2020’s thematic issue, EASTS 14:1 Care in Translation: Care-ful Research in Medical Settings in collaboration with Catelijne Coopmans and Karen McNamara highlights how healthcare is interwoven with medical settings across Asia. By interrogating care, we are glad to introduce the Malaysian artist Chia Yu Chian (1936-1990), with whose painting, ‘By Appointment’ was curated as the cover image for the very issue:
By Appointment’ is part of more than thirty works that constitute Chia’s ‘Hospital series’. He painted it in 1980, after a one-month stay as a patient at what is now the Universiti Malaya Medical Centre. Having been admitted with a bleeding stomach ulcer, Chia started to go around different parts of the hospital with his sketchpad as soon as he felt better. After being discharged, he turned many of these sketches into paintings, adding scenes of the experiences of patients and the work of hospital staff to an oeuvre in which slice-of-life moments and instances of social drama featured centrally.
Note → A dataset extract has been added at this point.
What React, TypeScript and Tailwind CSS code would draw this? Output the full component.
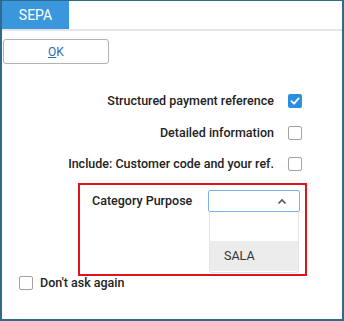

Bridget Tracy Tan (2009), a Director at the Nanyang Academy of Fine Arts, has described the Hospital series as “a lucid combination of daily observations as well as acute sensitivities to the eventfulness that connote the experience of being in and visiting a hospital”. ‘By Appointment’ combines everyday-ness and eventfulness by showing in vivid colours a multitude of people and artefacts around a reception counter: we see the doctors’ duty roster, some filing cabinets and a poster exhorting the waiting patients to be “Quiet Please”. It provides a window into medical care in 1980s Malaysia, broadening the perspective from doctor-patient interactions (which Chia also painted as part of his series) to a view of what gets folded into ‘care’ as it materializes in the spatially and temporally located here and now. In portraying a group of nurses facing and serving a crowd, the painting also speaks to the way care-work is gendered, and more indirectly to how interactions in medical settings engender expectations and valuations of care. Finally, ‘By Appointment’ and other works in Chia’s Hospital Series draw attention to the question of who is looking, and from which perspective. The artist does that, according to Tan (2009), by “giving us just enough information in his compositions to figure out the context of the goings-on, but also managing to maintain a sense of the confidential…”.
Like Chia in his painting, the contributions to this Special Issue combine everyday-ness with eventfulness. The stakes of repairing equipment, collecting data, evaluating care options, and negotiating the best treatment, are made visible in accounts of ordinary and extra-ordinary moments in which medical care is prepared for, provided and/or received. Equally, these contributions are concerned with care as a relational assemblage made up of human and non-human elements, and they present scenes, stories, perspectives and artefacts that contain and evoke a sense of place and history consequential to care. The uneven use of, and access to, medical technologies within and across countries in Asia plays a part – as do the political-economic features of healthcare systems, gender relations, the ongoing calibration of nation states in an interconnected world, advances in medical possibilities and best-practice standards, patient advocacy, privatization, travel, and other transformations constantly afoot. Finally, these contributions, like Chia’s painting, thematize in various ways the researchers’ perspectives, framing and participation in the life worlds they care for.